### [Instructions for the task]
Copy out all lines in the data below containing the string "styles".

Web page code records:
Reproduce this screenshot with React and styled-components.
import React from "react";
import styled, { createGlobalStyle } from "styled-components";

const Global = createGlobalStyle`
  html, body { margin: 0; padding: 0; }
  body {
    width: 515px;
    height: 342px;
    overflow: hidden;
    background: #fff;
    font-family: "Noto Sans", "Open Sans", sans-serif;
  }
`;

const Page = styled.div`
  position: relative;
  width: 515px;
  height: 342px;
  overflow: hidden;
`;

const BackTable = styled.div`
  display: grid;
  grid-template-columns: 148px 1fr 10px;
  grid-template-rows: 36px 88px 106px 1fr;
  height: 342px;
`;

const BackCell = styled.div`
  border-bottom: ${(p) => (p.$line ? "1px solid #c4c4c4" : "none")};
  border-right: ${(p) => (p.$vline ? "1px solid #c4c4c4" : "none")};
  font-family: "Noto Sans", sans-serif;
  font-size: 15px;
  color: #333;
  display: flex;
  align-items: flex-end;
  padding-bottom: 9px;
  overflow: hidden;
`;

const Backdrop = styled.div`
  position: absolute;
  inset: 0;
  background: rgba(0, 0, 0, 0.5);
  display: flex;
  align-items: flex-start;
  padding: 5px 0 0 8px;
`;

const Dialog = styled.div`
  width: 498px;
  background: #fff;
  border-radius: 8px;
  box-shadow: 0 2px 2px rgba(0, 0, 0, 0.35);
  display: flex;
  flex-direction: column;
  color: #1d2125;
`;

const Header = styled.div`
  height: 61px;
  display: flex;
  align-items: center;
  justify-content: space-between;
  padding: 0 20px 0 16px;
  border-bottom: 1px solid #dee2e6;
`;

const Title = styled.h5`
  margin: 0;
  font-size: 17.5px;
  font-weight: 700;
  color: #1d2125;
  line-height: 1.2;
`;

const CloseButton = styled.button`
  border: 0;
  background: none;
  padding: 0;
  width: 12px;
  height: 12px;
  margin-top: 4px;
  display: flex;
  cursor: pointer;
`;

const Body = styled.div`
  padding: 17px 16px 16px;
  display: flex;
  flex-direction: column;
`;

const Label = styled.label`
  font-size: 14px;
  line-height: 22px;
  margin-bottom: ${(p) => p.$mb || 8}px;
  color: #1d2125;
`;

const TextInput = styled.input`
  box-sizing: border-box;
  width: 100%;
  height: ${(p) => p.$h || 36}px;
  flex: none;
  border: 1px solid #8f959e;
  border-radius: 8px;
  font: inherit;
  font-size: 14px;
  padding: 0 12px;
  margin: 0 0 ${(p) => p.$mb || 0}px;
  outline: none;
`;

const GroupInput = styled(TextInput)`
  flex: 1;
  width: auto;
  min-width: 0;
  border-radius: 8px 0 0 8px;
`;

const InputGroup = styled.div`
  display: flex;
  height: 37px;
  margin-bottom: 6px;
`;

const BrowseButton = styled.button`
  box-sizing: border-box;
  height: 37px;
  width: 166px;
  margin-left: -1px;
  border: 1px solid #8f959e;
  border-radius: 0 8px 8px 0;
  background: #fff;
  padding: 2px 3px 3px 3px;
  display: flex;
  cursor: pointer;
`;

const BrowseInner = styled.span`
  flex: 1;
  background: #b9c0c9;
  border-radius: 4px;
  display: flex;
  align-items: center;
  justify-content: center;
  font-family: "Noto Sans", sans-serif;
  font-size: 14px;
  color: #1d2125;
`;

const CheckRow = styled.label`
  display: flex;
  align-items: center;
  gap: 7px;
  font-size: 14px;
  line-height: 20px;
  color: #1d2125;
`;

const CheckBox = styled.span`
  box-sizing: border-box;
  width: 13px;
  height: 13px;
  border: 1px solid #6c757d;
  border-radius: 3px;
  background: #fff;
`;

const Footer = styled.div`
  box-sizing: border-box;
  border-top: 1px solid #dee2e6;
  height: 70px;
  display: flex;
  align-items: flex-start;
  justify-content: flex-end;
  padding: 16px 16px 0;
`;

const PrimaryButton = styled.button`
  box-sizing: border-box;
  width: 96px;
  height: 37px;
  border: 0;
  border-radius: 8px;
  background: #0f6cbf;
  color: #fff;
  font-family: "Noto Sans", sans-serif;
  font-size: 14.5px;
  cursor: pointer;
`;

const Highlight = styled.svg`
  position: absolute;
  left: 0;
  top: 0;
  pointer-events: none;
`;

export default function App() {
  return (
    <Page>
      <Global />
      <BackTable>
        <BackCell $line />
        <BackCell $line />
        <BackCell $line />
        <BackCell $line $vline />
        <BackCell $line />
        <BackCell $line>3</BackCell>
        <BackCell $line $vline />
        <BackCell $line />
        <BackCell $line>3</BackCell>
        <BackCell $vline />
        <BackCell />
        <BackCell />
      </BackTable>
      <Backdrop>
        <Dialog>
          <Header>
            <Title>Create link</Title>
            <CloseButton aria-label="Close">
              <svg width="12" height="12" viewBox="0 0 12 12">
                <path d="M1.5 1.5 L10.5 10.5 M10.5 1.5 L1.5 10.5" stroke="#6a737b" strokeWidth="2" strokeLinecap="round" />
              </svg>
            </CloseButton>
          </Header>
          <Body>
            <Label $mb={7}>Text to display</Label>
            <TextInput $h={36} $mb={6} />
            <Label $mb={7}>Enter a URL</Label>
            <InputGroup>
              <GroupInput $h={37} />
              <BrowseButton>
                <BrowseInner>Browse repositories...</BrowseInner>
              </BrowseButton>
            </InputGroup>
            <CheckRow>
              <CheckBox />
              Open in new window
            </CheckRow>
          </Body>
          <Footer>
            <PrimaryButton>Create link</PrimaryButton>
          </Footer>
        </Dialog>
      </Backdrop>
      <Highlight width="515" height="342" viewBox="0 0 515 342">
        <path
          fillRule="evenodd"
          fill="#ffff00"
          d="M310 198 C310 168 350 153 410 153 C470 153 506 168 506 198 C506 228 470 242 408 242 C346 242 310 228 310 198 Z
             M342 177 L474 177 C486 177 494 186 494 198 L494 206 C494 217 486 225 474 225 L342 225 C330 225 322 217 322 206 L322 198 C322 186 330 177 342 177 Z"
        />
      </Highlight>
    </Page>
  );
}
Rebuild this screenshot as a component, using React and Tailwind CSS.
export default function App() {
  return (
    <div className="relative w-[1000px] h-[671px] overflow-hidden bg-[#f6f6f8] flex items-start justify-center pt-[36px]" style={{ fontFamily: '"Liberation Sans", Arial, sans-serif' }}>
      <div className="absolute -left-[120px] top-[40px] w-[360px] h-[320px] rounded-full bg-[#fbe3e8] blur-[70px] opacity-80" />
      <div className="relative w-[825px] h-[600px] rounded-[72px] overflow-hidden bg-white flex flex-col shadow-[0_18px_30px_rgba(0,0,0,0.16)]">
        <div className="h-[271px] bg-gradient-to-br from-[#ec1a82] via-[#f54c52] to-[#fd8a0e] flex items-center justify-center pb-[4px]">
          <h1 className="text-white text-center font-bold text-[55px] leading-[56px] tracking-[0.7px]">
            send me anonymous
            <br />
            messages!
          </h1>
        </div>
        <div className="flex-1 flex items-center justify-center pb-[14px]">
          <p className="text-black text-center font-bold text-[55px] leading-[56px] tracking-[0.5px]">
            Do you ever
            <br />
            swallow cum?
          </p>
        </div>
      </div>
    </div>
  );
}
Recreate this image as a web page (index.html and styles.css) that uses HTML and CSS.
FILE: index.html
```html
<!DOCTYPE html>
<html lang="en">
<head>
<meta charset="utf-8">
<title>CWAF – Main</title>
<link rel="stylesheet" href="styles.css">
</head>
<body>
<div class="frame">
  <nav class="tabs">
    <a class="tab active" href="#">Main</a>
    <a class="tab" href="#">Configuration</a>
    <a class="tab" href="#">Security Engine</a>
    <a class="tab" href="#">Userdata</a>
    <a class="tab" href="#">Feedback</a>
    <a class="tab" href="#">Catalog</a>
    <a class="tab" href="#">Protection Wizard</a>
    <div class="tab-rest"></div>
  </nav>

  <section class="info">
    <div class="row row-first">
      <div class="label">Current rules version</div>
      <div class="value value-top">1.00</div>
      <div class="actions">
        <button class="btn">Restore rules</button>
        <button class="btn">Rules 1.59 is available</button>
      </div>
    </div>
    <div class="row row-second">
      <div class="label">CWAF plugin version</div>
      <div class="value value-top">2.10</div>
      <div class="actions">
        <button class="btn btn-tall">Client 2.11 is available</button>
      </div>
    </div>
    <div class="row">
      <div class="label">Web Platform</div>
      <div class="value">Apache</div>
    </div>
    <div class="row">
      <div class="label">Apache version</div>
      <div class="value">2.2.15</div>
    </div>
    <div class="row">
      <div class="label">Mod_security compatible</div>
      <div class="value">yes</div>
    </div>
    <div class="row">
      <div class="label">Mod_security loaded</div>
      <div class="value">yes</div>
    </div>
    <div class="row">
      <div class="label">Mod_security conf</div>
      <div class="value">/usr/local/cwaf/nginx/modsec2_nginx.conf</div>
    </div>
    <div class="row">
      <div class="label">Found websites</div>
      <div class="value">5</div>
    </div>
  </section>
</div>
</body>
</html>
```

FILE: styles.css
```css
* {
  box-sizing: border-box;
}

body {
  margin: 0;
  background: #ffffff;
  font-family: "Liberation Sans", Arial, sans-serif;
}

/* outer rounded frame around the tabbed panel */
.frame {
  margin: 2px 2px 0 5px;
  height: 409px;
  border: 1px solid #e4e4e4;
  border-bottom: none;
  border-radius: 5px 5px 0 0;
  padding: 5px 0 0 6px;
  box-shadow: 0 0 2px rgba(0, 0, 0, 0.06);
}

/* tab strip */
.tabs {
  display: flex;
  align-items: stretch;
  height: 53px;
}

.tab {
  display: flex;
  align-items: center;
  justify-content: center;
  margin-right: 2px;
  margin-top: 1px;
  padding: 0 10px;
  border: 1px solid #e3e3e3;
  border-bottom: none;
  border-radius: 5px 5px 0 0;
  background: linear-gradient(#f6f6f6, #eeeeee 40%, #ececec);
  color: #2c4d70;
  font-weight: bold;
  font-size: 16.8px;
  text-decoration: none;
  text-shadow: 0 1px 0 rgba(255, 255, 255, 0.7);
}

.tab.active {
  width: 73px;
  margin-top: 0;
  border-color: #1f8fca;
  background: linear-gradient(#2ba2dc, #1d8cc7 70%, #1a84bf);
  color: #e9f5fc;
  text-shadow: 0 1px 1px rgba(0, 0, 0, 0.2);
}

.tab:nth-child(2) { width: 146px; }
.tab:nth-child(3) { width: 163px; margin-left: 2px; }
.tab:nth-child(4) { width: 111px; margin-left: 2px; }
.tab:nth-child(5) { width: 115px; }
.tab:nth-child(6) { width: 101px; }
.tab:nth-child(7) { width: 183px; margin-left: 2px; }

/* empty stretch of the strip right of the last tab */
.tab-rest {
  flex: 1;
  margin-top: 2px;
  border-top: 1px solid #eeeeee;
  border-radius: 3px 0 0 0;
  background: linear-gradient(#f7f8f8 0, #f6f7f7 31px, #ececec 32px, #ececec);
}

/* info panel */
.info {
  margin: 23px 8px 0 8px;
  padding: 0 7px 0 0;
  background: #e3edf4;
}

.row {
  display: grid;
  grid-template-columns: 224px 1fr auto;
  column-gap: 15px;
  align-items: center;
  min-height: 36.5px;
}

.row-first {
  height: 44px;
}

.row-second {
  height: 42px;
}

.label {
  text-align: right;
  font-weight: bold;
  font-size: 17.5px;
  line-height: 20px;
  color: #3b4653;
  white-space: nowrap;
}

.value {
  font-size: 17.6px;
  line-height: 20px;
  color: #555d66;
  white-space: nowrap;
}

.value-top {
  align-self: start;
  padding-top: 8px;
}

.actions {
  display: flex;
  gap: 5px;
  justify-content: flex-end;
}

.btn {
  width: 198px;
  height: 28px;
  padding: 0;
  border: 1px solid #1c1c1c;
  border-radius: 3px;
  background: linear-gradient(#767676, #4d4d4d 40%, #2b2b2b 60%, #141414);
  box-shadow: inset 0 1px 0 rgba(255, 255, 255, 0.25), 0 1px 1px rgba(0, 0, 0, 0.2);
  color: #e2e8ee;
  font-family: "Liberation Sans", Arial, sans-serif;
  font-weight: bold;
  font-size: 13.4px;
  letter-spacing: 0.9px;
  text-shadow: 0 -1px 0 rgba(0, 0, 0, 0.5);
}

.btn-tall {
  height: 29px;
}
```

### [Exercise solution]
Recreate this image as a web page (index.html and styles.css) that uses HTML and CSS.
<link rel="stylesheet" href="styles.css">
FILE: styles.css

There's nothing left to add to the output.